これは昨年も同様で、昨年は問題2のみがこの形式でしたが、今年は問題1も文章横断型となりましたね。
解答についても、単に「同じ表現を抜き出しなさい」などという単純なものではなく、複数の解答が考えられる問題になっています。
この数年の流れからすると、「文章横断型で複数の解答が考えられる問題」というのが、適性検査Ⅰの問題傾向として定着していくのかもしれません。
今年の難易度ですが、文章1がやや難解だったかもしれませんが、文章2が非常に読みやすい文章になっているので、問いの内容を整理することは比較的容易だったと思われます。
そこから判断すると、2問とも正解しておきたい問題なのではないかと思います。
次に、問題3です。
問題3は作文です。
2年続いた「ひかるさん」と「かおるさん」のやりとりはなく、例年通り、細かく指示された条件に沿って段落構成をした上で作文するという形式でした。
ただ、例年と違っている点として、各段落の構成に対してより細かく指示がついていました。これが例年と比べると難易度が高いと感じました。

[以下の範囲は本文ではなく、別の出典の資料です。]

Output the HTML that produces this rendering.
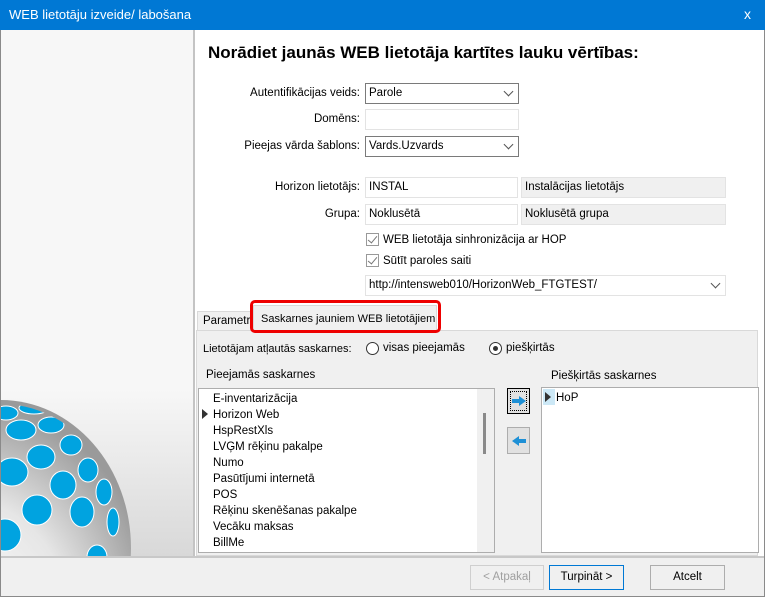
<!DOCTYPE html>
<html><head><meta charset="utf-8"><style>
*{box-sizing:border-box;margin:0;padding:0}
html,body{overflow:hidden}
body{width:765px;height:597px;font-family:"Liberation Sans",sans-serif;font-size:11.5px;color:#000;background:#fff;position:relative}
.a{position:absolute;white-space:nowrap}
.in{position:absolute;background:#fff;border:1px solid #e3e3e3;height:21px;padding:0 3px;line-height:19px;white-space:nowrap}
.cb{border-color:#7a7a7a}
.ro{background:#f0f0f0;border-color:#e3e3e3}
.lbl{position:absolute;text-align:right;width:160px;left:200px;white-space:nowrap}
.chev{position:absolute;right:6px;width:7px;height:7px;border-right:1px solid #555;border-bottom:1px solid #555;transform:rotate(45deg);top:4px}
.chk{position:absolute;width:13px;height:13px;border:1px solid #999;background:#fff}
.chk:after{content:"";position:absolute;left:3px;top:0px;width:4px;height:8px;border-right:1px solid #777;border-bottom:1px solid #777;transform:rotate(40deg)}
.btn{position:absolute;top:565px;height:25px;border:1px solid #adadad;background:#e1e1e1;text-align:center;line-height:23px}
.li{position:absolute;left:213px;white-space:nowrap}
</style></head><body>
<div class="a" style="left:0;top:0;width:765px;height:597px;border:1px solid #8a8a8a"></div>
<div class="a" style="left:0;top:0;width:765px;height:30px;background:#0078d4;color:#fff;font-size:13px;padding:7px 9px">WEB lietotāju izveide/ labošana<span class="a" style="right:14px;top:6px;font-size:14px">x</span></div>
<div class="a" style="left:1px;top:30px;width:194px;height:527px;background:#f7f7f7;border-right:2px solid #c4c4c4;overflow:hidden">
<svg width="193" height="527" style="position:absolute;left:0;top:0">
<defs><radialGradient id="g" cx="0.35" cy="0.75" r="0.75"><stop offset="0" stop-color="#fff"/><stop offset="0.55" stop-color="#e6e6e6"/><stop offset="1" stop-color="#9a9a9a"/></radialGradient>
<linearGradient id="bg" x1="0" y1="0" x2="0" y2="1"><stop offset="0" stop-color="#f7f7f7"/><stop offset="1" stop-color="#d8d8d8"/></linearGradient>
<clipPath id="c"><ellipse cx="0" cy="518" rx="126" ry="144"/></clipPath></defs>
<rect x="0" y="360" width="193" height="167" fill="url(#bg)"/>
<ellipse cx="0" cy="518" rx="130" ry="148" fill="url(#g)"/>
<g fill="#00a3e0" stroke="#fff" stroke-width="1" clip-path="url(#c)">
<ellipse cx="5" cy="383" rx="12" ry="7"/><ellipse cx="33" cy="378" rx="15" ry="6"/>
<ellipse cx="20" cy="400" rx="15" ry="10"/><ellipse cx="50" cy="395" rx="13" ry="8"/>
<ellipse cx="40" cy="427" rx="14" ry="12"/><ellipse cx="70" cy="415" rx="11" ry="10"/>
<ellipse cx="11" cy="442" rx="16" ry="14"/><ellipse cx="62" cy="455" rx="13" ry="14"/><ellipse cx="87" cy="440" rx="10" ry="12"/>
<ellipse cx="36" cy="480" rx="15" ry="15"/><ellipse cx="81" cy="482" rx="12" ry="15"/><ellipse cx="103" cy="462" rx="8" ry="13"/><ellipse cx="112" cy="492" rx="6" ry="14"/>
<ellipse cx="4" cy="505" rx="16" ry="16"/><ellipse cx="96" cy="527" rx="10" ry="12"/>
</g></svg></div>
<div class="a" style="left:208px;top:43px;font-size:17px;font-weight:bold">Norādiet jaunās WEB lietotāja kartītes lauku vērtības:</div>
<div class="lbl" style="top:87px">Autentifikācijas veids:</div>
<div class="in cb" style="left:365px;top:83px;width:154px">Parole<span class="chev"></span></div>
<div class="lbl" style="top:113px">Domēns:</div>
<div class="in" style="left:365px;top:109px;width:154px"></div>
<div class="lbl" style="top:140px">Pieejas vārda šablons:</div>
<div class="in cb" style="left:365px;top:136px;width:154px">Vards.Uzvards<span class="chev"></span></div>
<div class="lbl" style="top:181px">Horizon lietotājs:</div>
<div class="in" style="left:365px;top:177px;width:153px">INSTAL</div>
<div class="in ro" style="left:521px;top:177px;width:205px">Instalācijas lietotājs</div>
<div class="lbl" style="top:208px">Grupa:</div>
<div class="in" style="left:365px;top:204px;width:153px">Noklusētā</div>
<div class="in ro" style="left:521px;top:204px;width:205px">Noklusētā grupa</div>
<div class="chk" style="left:366px;top:233px"></div><div class="a" style="left:383px;top:234px">WEB lietotāja sinhronizācija ar HOP</div>
<div class="chk" style="left:366px;top:254px"></div><div class="a" style="left:383px;top:255px">Sūtīt paroles saiti</div>
<div class="in" style="left:365px;top:275px;width:361px">http://intensweb010/HorizonWeb_FTGTEST/<span class="chev"></span></div>
<div class="a" style="left:196px;top:330px;width:562px;height:226px;background:#f0f0f0;border:1px solid #d9d9d9"></div>
<div class="a" style="left:197px;top:311px;width:56px;height:20px;background:#f0f0f0;border:1px solid #d9d9d9;padding:3px 5px;overflow:hidden">Parametri</div>
<div class="a" style="left:253px;top:305px;width:184px;height:26px;background:#f0f0f0;border:1px solid #d9d9d9;border-bottom:none;padding:7px 7px;font-size:11px">Saskarnes jauniem WEB lietotājiem</div>
<div class="a" style="left:250px;top:300px;width:191px;height:33px;border:3px solid #e00;border-radius:5px"></div>
<div class="a" style="left:203px;top:343px;font-size:11px">Lietotājam atļautās saskarnes:</div>
<div class="a" style="left:366px;top:342px;width:13px;height:13px;border:1px solid #333;border-radius:50%;background:#fff"></div>
<div class="a" style="left:383px;top:342px">visas pieejamās</div>
<div class="a" style="left:489px;top:342px;width:13px;height:13px;border:1px solid #333;border-radius:50%;background:#fff"><div class="a" style="left:3px;top:3px;width:5px;height:5px;border-radius:50%;background:#333"></div></div>
<div class="a" style="left:506px;top:342px">piešķirtās</div>
<div class="a" style="left:206px;top:369px">Pieejamās saskarnes</div>
<div class="a" style="left:551px;top:370px">Piešķirtās saskarnes</div>
<div class="a" style="left:198px;top:388px;width:297px;height:165px;background:#fff;border:1px solid #adadad"></div>
<div class="a" style="left:477px;top:389px;width:17px;height:163px;background:#f0f0f0"></div>
<div class="a" style="left:483px;top:413px;width:3px;height:41px;background:#8a8a8a"></div>
<div class="a" style="left:202px;top:409px;width:0;height:0;border-left:6px solid #333;border-top:5px solid transparent;border-bottom:5px solid transparent"></div>
<div class="li" style="top:393px">E-inventarizācija</div>
<div class="li" style="top:409px">Horizon Web</div>
<div class="li" style="top:425px">HspRestXls</div>
<div class="li" style="top:441px">LVĢM rēķinu pakalpe</div>
<div class="li" style="top:457px">Numo</div>
<div class="li" style="top:473px">Pasūtījumi internetā</div>
<div class="li" style="top:489px">POS</div>
<div class="li" style="top:505px">Rēķinu skenēšanas pakalpe</div>
<div class="li" style="top:521px">Vecāku maksas</div>
<div class="li" style="top:537px">BillMe</div>
<div class="a" style="left:507px;top:388px;width:23px;height:26px;border:1px solid #000;background:#e1e1e1"><div class="a" style="left:2px;top:2px;width:17px;height:20px;border:1px dotted #000"></div>
<svg class="a" style="left:4px;top:7px" width="14" height="10"><path d="M0 3h7V0l7 5-7 5V7H0z" fill="#1e90d6"/></svg></div>
<div class="a" style="left:507px;top:427px;width:23px;height:27px;border:1px solid #adadad;background:#e1e1e1">
<svg class="a" style="left:4px;top:8px" width="14" height="10"><path d="M14 3H7V0L0 5l7 5V7h7z" fill="#1e90d6"/></svg></div>
<div class="a" style="left:541px;top:387px;width:218px;height:166px;background:#fff;border:1px solid #adadad"></div>
<div class="a" style="left:543px;top:389px;width:12px;height:16px;background:#cce8f6"></div>
<div class="a" style="left:545px;top:392px;width:0;height:0;border-left:6px solid #333;border-top:5px solid transparent;border-bottom:5px solid transparent"></div>
<div class="a" style="left:556px;top:392px">HoP</div>
<div class="a" style="left:1px;top:556px;width:763px;height:40px;background:#f0f0f0;border-top:2px solid #c8c8c8"></div>
<div class="btn" style="left:470px;width:74px;color:#a0a0a0;background:#f0f0f0;border-color:#cfcfcf">&lt; Atpakaļ</div>
<div class="btn" style="left:549px;width:75px;border-color:#0078d4;background:#f0f0f0">Turpināt &gt;</div>
<div class="btn" style="left:650px;width:75px;background:#f0f0f0">Atcelt</div>
</body></html>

三つの段落に分けて作文するわけですが、それぞれの段落をどの程度の文字数で、どのような内容にまとめるとよいのか、迷うところだと思います。
内容的にも、単純に自分の体験談的な話に落とし込みにくいものなので、作文対策で模範解答パターンを繰り返し覚えこんでいるだけでは対応が難しかったのではないでしょうか。
というわけで、適性検査Ⅰについては、例年よりもやや難易度は高かったのではないかという印象でした。